# LISTED RECORDS
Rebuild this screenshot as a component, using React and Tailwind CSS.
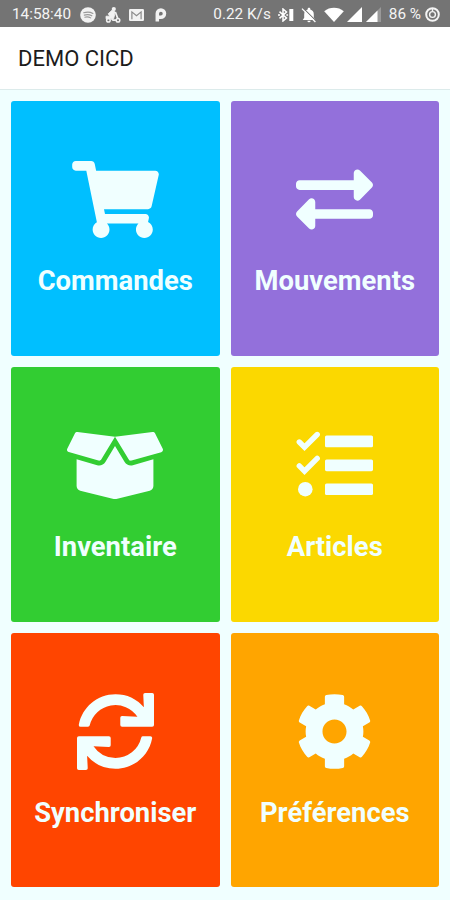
...
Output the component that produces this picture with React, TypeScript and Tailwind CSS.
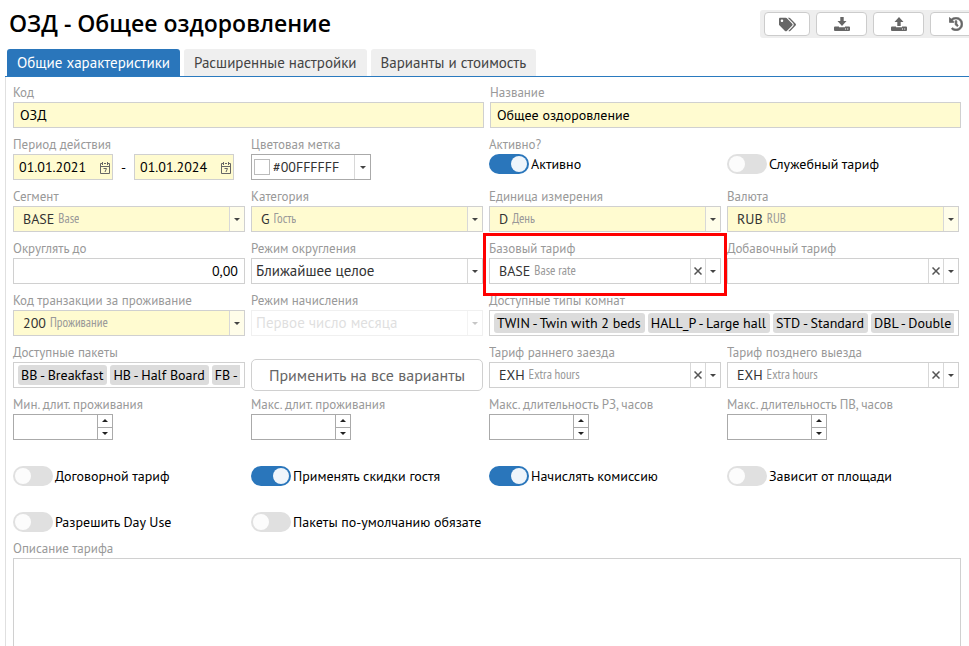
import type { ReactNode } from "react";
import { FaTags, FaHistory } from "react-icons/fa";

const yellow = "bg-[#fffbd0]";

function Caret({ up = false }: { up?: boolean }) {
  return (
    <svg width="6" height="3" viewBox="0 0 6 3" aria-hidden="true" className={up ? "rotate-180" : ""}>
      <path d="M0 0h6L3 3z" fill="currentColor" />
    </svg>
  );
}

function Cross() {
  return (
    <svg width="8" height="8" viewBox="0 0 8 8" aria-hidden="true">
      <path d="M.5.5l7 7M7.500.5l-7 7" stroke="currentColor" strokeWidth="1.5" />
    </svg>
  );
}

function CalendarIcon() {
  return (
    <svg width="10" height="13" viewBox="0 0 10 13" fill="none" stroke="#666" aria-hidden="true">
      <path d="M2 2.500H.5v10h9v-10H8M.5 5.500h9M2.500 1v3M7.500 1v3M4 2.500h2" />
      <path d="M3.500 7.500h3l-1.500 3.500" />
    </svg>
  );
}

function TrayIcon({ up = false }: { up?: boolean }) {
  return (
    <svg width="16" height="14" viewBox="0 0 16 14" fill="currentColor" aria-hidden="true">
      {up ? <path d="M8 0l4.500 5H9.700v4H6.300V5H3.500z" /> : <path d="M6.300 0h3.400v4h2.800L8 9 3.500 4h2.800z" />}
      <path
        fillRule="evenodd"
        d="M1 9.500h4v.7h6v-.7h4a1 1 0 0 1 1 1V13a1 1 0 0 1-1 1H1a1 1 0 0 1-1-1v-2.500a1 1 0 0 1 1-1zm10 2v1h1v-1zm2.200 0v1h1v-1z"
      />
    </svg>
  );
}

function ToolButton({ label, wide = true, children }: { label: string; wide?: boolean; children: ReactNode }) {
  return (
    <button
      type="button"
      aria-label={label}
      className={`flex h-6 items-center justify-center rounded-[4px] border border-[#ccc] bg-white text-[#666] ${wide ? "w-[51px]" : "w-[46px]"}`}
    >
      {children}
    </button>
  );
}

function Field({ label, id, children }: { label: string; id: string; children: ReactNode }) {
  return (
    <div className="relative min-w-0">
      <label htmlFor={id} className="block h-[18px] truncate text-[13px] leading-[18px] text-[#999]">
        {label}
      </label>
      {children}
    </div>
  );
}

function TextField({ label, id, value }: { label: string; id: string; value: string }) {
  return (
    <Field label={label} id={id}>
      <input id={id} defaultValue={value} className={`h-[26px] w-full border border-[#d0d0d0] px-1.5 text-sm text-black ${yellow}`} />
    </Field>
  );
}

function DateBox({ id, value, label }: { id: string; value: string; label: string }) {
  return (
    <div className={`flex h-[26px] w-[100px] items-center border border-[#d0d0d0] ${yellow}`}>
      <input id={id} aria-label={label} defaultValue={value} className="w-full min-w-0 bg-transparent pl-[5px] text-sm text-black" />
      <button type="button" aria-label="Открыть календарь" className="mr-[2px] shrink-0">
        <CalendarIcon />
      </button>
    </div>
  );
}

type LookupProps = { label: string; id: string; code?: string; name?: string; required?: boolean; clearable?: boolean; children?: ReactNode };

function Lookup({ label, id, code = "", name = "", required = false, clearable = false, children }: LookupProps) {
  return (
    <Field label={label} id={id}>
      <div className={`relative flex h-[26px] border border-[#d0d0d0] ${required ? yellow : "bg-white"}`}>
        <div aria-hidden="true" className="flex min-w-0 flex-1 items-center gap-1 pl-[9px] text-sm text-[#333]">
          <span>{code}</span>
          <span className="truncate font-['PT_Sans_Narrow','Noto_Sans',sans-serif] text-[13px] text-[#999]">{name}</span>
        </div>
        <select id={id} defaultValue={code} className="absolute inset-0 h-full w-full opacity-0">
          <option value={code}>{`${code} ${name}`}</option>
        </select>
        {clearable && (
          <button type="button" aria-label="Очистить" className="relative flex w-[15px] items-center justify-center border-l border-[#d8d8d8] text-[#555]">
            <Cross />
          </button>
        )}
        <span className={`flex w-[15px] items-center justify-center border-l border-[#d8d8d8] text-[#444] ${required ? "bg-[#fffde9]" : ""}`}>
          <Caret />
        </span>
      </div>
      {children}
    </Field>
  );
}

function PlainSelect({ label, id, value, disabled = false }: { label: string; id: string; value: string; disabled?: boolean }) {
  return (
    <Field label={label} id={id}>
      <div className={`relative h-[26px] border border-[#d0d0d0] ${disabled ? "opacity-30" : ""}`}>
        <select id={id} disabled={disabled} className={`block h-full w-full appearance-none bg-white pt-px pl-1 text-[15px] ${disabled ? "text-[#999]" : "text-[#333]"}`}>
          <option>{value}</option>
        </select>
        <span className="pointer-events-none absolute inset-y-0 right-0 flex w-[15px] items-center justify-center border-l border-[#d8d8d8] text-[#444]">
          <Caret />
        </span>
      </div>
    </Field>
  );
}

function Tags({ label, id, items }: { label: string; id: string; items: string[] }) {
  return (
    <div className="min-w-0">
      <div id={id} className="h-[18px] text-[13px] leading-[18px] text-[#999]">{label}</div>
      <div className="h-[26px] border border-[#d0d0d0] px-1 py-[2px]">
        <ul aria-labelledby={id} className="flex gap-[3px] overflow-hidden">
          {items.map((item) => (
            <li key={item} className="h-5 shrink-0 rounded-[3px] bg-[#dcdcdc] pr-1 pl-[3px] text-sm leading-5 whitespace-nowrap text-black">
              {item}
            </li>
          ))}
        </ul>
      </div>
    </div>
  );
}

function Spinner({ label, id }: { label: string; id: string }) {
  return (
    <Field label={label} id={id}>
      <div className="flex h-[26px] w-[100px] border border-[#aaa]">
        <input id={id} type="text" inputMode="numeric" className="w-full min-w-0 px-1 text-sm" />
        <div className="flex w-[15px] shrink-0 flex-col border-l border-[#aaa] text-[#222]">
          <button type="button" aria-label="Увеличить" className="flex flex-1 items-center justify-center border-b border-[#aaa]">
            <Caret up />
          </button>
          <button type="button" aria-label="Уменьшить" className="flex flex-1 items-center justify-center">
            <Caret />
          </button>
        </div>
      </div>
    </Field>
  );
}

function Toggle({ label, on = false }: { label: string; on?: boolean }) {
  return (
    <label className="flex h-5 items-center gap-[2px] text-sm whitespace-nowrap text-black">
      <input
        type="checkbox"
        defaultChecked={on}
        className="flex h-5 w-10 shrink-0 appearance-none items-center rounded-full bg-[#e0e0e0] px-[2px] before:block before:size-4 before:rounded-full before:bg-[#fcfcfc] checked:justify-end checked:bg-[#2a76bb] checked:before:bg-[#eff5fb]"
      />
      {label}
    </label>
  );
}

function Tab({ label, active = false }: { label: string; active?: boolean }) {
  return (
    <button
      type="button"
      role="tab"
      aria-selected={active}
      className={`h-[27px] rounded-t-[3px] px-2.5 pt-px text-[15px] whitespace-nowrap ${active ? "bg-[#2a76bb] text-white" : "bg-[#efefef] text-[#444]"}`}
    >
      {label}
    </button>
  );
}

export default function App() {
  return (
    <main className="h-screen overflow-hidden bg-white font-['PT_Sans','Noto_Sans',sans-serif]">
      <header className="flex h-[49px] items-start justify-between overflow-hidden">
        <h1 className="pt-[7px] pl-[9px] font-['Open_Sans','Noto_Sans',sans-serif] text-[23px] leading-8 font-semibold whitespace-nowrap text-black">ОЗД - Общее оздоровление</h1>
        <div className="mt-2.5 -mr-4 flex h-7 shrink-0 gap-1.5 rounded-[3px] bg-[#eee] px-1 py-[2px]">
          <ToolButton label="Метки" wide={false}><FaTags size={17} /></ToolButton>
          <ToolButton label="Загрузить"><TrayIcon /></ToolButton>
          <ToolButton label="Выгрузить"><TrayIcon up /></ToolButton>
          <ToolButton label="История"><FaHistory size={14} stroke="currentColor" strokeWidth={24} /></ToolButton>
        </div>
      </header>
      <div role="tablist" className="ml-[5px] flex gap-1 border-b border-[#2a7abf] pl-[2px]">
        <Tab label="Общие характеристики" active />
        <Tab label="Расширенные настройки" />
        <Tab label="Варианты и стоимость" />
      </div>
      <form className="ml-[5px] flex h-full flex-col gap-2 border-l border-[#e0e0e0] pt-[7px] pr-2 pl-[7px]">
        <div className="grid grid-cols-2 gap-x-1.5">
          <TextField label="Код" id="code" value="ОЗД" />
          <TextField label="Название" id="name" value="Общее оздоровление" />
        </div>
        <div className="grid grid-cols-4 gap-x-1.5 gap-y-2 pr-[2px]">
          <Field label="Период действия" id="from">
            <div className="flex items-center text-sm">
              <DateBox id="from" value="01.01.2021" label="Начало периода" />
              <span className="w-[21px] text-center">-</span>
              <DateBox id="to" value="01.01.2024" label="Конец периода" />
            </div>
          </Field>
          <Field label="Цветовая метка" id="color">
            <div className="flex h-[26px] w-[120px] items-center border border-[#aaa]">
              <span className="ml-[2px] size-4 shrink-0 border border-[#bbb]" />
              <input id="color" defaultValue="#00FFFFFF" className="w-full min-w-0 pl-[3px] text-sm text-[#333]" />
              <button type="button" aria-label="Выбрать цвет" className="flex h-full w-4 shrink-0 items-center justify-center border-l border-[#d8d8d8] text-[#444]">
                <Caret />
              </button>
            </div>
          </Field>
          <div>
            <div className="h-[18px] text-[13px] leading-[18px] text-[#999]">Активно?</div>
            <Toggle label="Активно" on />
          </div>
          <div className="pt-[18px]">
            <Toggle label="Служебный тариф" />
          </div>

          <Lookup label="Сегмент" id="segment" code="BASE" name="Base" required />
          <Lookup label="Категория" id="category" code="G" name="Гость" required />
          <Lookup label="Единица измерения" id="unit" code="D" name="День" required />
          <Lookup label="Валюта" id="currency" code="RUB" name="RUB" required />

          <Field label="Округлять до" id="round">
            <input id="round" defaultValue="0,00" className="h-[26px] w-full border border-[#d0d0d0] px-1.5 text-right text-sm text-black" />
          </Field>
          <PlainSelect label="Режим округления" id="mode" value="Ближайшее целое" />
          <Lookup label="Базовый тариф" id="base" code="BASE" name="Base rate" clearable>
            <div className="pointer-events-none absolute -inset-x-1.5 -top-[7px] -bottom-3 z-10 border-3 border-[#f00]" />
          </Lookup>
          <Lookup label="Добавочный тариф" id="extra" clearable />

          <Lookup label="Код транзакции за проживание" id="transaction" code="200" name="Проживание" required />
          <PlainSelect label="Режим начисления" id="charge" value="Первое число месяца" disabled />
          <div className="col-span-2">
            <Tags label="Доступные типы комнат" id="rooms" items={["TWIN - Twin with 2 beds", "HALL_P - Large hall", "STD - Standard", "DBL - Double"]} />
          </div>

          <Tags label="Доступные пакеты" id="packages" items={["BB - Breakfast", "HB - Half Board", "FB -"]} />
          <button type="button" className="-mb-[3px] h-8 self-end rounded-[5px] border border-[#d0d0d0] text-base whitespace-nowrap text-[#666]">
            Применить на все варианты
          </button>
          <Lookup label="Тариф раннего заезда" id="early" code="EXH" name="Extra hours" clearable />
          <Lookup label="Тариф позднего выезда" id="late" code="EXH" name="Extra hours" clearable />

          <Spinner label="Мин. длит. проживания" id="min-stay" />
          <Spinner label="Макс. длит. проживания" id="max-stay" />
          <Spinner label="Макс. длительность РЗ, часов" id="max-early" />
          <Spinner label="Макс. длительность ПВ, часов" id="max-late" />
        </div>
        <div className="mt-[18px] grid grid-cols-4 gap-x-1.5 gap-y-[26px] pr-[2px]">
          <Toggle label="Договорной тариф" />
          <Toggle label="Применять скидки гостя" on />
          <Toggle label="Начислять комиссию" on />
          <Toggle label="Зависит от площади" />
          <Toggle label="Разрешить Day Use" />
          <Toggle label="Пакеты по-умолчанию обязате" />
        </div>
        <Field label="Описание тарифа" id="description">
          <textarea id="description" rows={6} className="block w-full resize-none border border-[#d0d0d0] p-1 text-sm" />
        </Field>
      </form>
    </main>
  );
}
* * *
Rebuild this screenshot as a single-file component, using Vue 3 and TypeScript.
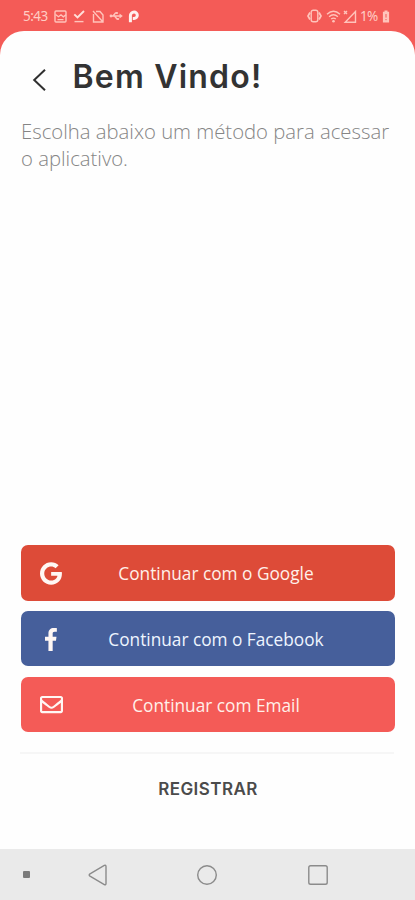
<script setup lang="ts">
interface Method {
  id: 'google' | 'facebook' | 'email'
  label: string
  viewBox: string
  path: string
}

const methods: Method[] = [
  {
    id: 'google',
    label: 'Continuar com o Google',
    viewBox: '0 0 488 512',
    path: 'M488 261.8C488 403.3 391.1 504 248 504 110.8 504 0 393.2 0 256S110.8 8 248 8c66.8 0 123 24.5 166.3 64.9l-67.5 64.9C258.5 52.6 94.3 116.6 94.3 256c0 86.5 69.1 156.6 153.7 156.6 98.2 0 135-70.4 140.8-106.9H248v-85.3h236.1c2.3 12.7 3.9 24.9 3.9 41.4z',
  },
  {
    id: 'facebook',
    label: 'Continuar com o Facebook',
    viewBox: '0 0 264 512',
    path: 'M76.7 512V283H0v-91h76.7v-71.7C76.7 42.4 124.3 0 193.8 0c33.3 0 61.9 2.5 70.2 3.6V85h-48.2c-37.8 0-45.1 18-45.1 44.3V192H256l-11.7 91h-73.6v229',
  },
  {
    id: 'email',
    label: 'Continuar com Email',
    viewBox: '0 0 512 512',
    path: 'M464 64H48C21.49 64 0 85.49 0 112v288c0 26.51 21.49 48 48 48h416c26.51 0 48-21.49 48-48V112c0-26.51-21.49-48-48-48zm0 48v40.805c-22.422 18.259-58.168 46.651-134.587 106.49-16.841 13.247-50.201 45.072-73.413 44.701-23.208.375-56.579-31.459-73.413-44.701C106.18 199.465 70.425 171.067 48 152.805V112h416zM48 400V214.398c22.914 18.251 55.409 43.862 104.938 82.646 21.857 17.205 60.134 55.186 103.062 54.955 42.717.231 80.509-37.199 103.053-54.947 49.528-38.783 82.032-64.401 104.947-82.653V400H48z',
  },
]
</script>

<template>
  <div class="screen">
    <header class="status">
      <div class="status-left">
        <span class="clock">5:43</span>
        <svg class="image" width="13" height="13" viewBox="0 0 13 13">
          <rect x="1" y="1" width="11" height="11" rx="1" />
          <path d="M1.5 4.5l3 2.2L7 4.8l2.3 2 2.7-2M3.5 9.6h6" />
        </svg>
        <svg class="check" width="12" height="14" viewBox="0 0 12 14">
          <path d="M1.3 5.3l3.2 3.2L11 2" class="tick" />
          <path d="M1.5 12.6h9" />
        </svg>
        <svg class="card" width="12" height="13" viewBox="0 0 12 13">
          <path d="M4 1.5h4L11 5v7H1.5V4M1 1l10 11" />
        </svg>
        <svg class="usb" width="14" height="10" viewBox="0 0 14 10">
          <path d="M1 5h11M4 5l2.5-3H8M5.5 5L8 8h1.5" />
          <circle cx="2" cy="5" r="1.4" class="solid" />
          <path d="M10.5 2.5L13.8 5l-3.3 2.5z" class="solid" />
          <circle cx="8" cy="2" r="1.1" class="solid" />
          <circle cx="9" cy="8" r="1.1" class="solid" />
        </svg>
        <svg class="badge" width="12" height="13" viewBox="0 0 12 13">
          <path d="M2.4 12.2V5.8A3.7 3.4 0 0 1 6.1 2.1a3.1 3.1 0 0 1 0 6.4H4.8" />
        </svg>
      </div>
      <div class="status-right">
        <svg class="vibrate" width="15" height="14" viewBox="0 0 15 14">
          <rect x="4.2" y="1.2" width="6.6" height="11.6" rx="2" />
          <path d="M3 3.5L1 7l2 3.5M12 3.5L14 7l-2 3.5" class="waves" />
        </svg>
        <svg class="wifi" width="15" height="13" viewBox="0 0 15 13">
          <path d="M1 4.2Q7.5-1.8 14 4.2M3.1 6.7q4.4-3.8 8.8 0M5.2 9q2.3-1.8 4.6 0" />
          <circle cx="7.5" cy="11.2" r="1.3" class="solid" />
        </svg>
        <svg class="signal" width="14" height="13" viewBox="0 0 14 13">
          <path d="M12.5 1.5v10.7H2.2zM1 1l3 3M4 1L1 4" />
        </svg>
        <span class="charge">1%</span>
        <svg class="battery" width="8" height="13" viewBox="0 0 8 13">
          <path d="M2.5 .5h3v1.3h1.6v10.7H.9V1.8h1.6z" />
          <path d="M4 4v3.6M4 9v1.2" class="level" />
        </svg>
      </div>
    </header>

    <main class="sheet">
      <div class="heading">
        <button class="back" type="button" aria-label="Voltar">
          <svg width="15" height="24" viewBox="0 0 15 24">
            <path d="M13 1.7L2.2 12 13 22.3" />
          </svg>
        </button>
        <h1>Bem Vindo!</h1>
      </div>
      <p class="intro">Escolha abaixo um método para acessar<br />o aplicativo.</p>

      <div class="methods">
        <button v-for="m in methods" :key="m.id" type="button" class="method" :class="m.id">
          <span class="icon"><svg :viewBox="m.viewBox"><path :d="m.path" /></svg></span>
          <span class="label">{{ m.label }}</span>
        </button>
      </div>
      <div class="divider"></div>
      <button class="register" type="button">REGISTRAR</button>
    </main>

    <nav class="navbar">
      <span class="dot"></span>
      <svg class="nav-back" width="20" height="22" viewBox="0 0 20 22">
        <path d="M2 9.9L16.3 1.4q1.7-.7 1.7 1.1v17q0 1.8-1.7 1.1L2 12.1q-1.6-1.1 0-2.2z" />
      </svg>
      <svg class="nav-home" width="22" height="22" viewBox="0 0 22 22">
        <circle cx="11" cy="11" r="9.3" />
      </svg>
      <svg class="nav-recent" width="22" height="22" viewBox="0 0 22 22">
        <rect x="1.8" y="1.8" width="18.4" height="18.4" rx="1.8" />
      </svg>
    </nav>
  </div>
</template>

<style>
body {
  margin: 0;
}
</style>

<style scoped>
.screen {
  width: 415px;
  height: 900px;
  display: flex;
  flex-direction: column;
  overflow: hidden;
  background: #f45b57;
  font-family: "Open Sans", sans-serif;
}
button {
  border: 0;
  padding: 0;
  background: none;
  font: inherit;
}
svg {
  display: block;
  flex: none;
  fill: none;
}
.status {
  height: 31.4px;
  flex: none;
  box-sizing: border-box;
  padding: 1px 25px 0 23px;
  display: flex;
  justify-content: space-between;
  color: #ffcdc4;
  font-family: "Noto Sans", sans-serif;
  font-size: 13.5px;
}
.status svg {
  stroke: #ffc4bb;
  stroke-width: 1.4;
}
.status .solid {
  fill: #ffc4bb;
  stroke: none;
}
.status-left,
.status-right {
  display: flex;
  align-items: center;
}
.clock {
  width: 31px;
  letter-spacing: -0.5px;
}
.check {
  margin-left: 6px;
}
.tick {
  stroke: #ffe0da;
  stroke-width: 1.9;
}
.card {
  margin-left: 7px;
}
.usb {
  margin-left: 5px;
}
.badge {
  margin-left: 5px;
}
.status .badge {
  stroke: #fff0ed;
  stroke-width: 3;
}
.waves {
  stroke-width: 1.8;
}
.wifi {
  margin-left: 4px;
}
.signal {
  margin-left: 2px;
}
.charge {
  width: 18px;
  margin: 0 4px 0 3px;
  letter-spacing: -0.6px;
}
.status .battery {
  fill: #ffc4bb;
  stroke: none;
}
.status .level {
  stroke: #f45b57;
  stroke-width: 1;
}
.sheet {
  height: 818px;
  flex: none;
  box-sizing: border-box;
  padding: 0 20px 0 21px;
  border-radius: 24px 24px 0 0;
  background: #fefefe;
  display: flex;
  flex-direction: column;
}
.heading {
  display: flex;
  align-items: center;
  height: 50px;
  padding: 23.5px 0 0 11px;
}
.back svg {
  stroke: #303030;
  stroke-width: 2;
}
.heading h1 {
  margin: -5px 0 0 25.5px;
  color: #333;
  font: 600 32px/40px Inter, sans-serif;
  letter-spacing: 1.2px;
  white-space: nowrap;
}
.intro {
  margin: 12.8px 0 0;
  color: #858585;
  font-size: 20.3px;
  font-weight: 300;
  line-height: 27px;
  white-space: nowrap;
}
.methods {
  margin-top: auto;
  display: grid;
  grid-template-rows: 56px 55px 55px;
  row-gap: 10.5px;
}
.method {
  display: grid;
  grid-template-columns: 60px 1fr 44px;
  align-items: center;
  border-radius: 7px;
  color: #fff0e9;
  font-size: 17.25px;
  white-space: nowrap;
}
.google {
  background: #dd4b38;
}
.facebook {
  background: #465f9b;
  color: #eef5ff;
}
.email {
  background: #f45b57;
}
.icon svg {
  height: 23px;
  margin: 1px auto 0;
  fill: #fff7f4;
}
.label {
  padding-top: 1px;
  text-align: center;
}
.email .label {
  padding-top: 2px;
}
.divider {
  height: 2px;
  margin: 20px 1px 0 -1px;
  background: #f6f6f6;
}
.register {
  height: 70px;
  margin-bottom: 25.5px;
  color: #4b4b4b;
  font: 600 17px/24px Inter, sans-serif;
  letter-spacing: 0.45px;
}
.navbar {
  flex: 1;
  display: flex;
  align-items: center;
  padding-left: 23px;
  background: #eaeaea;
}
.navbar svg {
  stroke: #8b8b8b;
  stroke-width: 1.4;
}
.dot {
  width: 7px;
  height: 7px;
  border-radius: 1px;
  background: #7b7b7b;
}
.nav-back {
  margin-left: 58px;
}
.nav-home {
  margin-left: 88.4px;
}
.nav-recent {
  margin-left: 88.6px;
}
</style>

# WHAT YOU WILL DO
Scan the material above for the string "component" and return the lines that hold it.

# PROBLEM SOLUTION
Rebuild this screenshot as a component, using React and Tailwind CSS.
Output the component that produces this picture with React, TypeScript and Tailwind CSS.
Rebuild this screenshot as a single-file component, using Vue 3 and TypeScript.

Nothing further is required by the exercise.